Drescher: “At TKIS, we are seeing a clear trend of mines needing ever-higher throughput rates—not only because of lower ore grades, but also due to the need to use economies of scale to cut operating costs. This is similar to the trend that you can see with the size of mining trucks,” he pointed out.
“High-capacity primary crushing installations, handling from 8,000 up to more than 10,000 mt/h are increasingly in demand,” he went on, “and that trend will continue. That in turn will require more powerful primary crushers. While we currently supply our 63 × 114 in. gyratory crushers for installations like this, we will soon be able to offer the next generation of our largest primary crushers, more compact, more reliable and with even higher performance.
“In addition,” Drescher added, “we believe that the demand for in-pit crushing and conveying systems will not just remain stable, but will increase further. Rising labor, fuel and consumables costs, and the trend to more and more stringent governmental regulations and taxation schemes related to greenhouse-gas emissions—these the driving force for mining companies to rethink their conventional shovel-and-truck mining methods.
“Linked to the need to increase extraction rates to utilize economies of scales, and to react to declining ore grades, large-scale semi-mobile primary crushing plants used together with conveying systems could be the face of mining in the future; both for ore and waste processing.”
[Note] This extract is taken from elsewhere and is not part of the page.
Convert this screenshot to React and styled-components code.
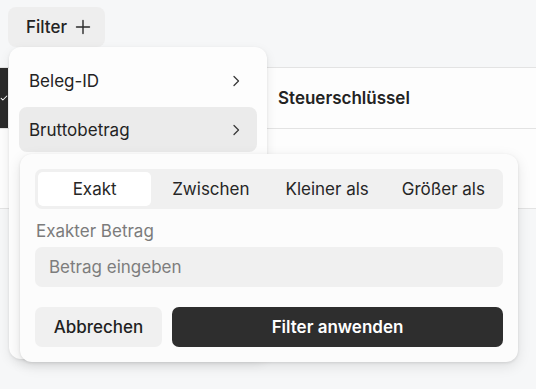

And this option is not just for surface mines, with high-capacity bulk mining systems now becoming more widely used underground. “We are seeing more mines—both underground and open-pit—that are being converted into this type of operation, either as block caves or using conventional extraction,” he pointed out. “Because of the need to reduce the cost of excavating tunnels and caverns, the challenge with respect to primary crushing technologies will be to provide machines that on the one hand can process significant tonnages of large feed sizes of hard rock, while on the other hand having a compact, low-profile design and the flexibility to be relocated when needed.”
Whatever the realities are in the future, one thing remains clear: the primary crusher is the king pin without which the rest of the mineral-recovery process becomes impotent. Simple in concept, the technology actually comprises a highly complex interconnected system involving mechanical strength, the use of appropriate wear-resistant materials, finely tuned control techniques and a resilient lubrication supply that are melded into a machine that can reliably withstand the toughest of working conditions. That, for sure, is not going to change.